The Bachelorette is back on ABC, and episode 1 of the season just went down last Monday. Does Becca get to keep that Ferrari she was driving? It certainly can’t be her’s and what a tragedy that she was driving it in automatic transmission. I definitely feel like I need name tags for the first episode with all these guys. Sorry Joe, I guess owning a grocery store doesn’t get you very far on this show. The good news though is you’ve got plenty of women after you on social media who will be showing up at your grocery store in the next few weeks. Joe does kind of look like a human Shrek though. Too bad he wasn’t the villain or he’d be “Traitor Joe.” This show is entertaining, but it’s getting harder and harder to convince the average person it’s not the dumbest show on television.
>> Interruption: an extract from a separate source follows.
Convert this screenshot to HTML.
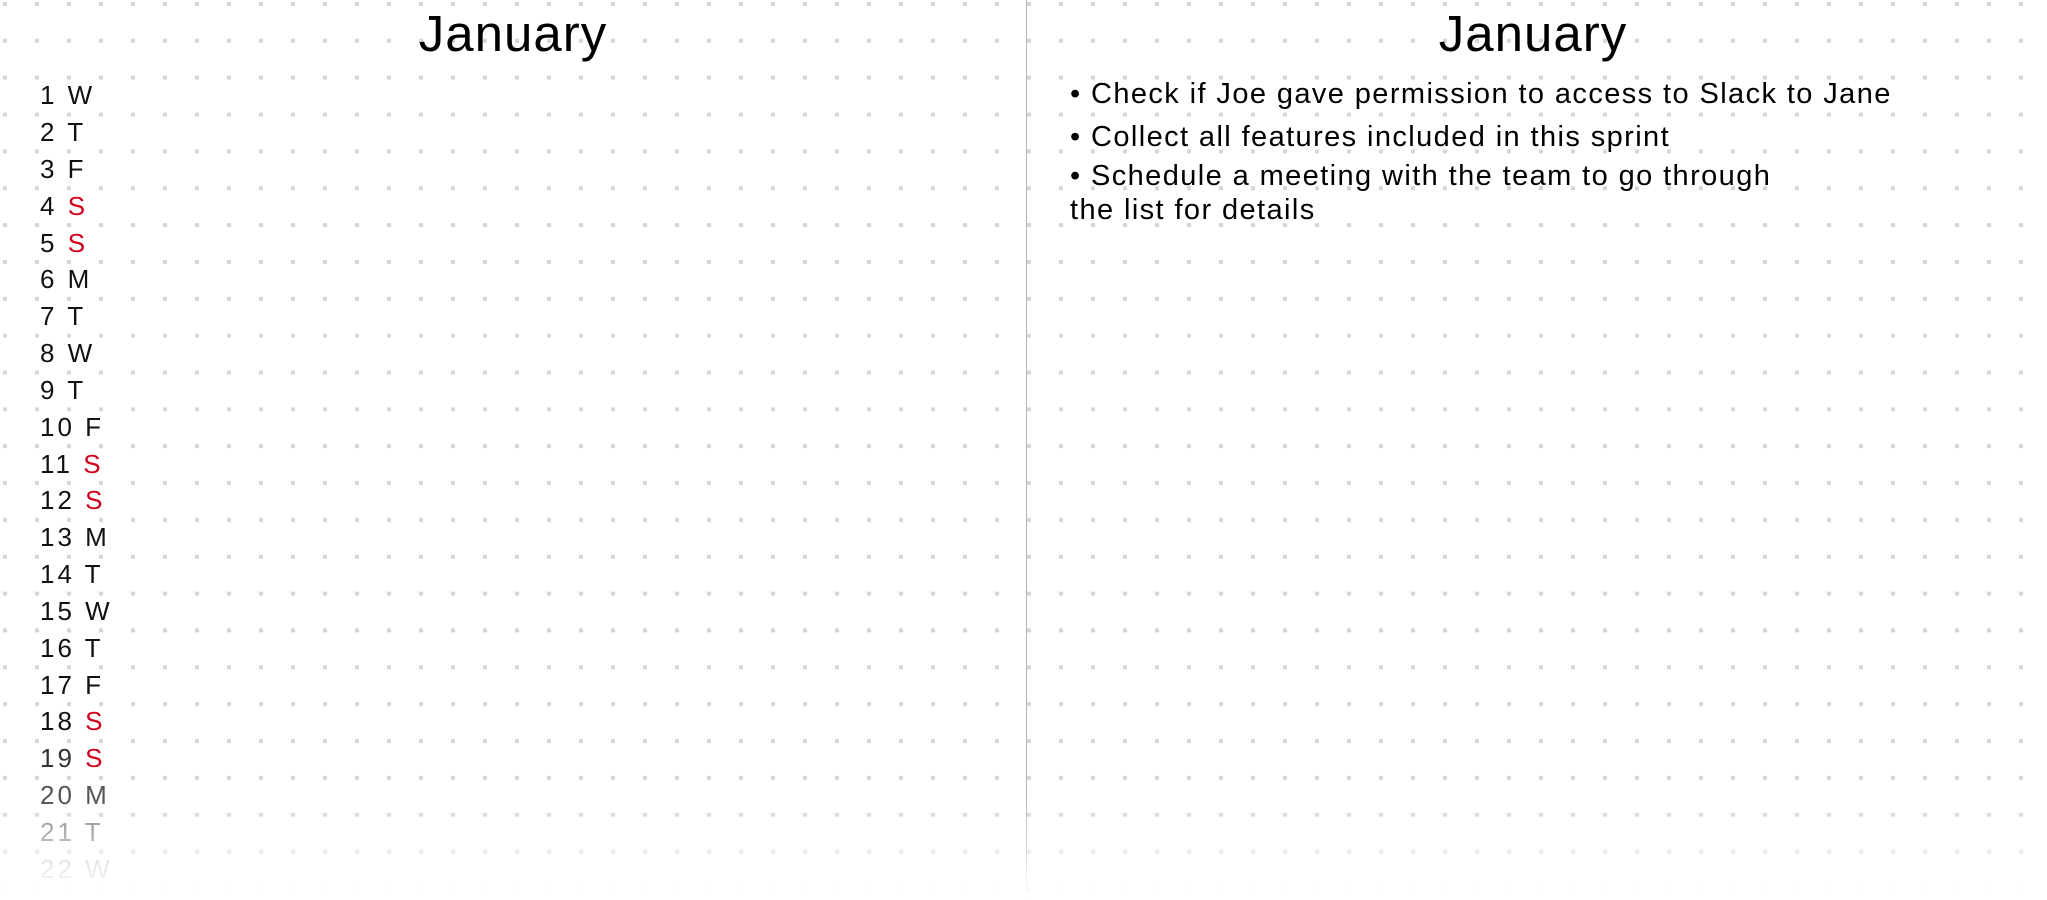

Still, we all watch, talk, write, and podcast about it. If Colton is a virgin, then I’m Justin Timberlake. Jordan is clearly the male version of Krystal. Dude thinks this is Project Runway rather than The Bachelorette. The more you listen to that guy talk, you just want to gargle with razor blades. Looking forward to the next episode. Finally, The Walking Dead may be off the air right now, but some horribly disappointing news just leaked out relating to the show. This is a major spoiler alert for those of you that don’t want to know, so read no further if that is the case. Andrew Lincoln, the lead character who plays Rick, will be leaving the show after the first six episodes of the next season. It’s also likely that Lauren Cohen, who plays Maggie, will be leaving the show as well. Norman Reedus, who plays Daryl, is being offered $20 million to take the lead role. This show is sinking faster than the Titanic. No way Reedus can hold the show down by himself. They already deviated from the comic tremendously with the death of Carl, and by eliminating 2 more major characters, I highly doubt this show survives beyond another two seasons, if that. AMC needs to go back to the drawing board.